Following the controversial recent ‘hologram’ Tupac Shakur show, Digicon Media are planning a similar event featuring Marilyn – but her estate have not yet granted permission, according to the Hollywood Reporter. (Personally, I hope it doesn’t happen – I’m far more interested in the true MM than any cyber approximation.)

“The Hollywood Reporter has learned that a ‘live’ Marilyn Monroe concert is being planned to take place before year’s end with the working title Virtual Marilyn Live — A Musical Celebration of the Birth of the Pop Icon. The concert, which has yet to secure a venue (organizers also plan to stream it on the web), will feature the projected blond bombshell singing and interacting alongside live music stars. Becky Altringer, managing director and co-founder of Digicon Media, the company doing the planning, says the event will employ the technology used at Coachella to launch virtual Marilyn’s new career as ‘a performer, spokesperson, cultural pundit and computer avatar.’

The potential new revenue stream from live holograms could boost an already lucrative business for the estates of some of the most iconic dead celebrities.
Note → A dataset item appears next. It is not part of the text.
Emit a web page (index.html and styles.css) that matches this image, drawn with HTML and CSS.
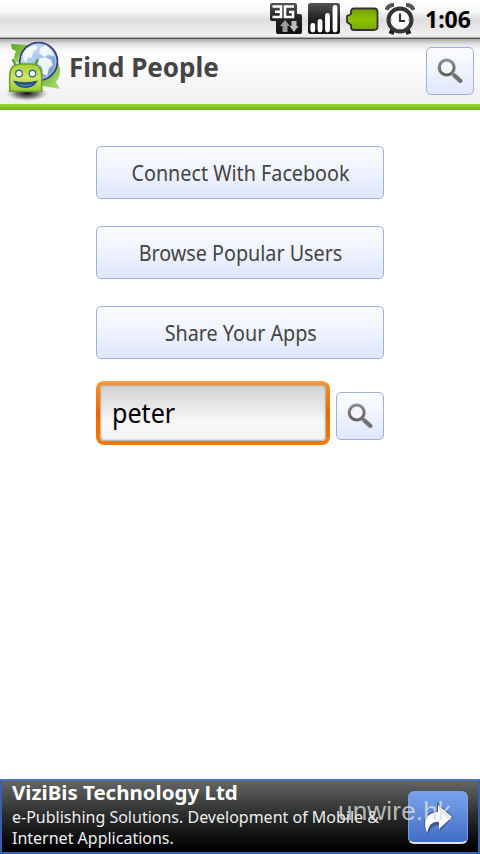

Jackson raked in $170 million in 2011, according to Forbes. Presley took home $55 million. Monroe, despite having died of an apparent drug overdose nearly 50 years ago, didn’t do badly at all with $27 million. ‘I would say there could be an uptick [in revenue],’ says Mark Roesler, head of CMG Worldwide, an Indiana-based agency representing the estates of stars including Andy Kaufman and Natalie Wood. ‘Whether that is 10 or 30 or 40 percent is hard to tell, but it will be an uptick.’

Despite the enthusiasm, however, it’s far from settled what rights are needed to pull off hologram spectacles.

To adapt a performance from an existing video work, all that is typically required is a copyright on the video. But, potentially, more rights are needed for hologram performances: In many states, including California, celebrities also hold valuable ‘rights of publicity,’ which allow them to protect their images, voices and likenesses from exploitation without consent.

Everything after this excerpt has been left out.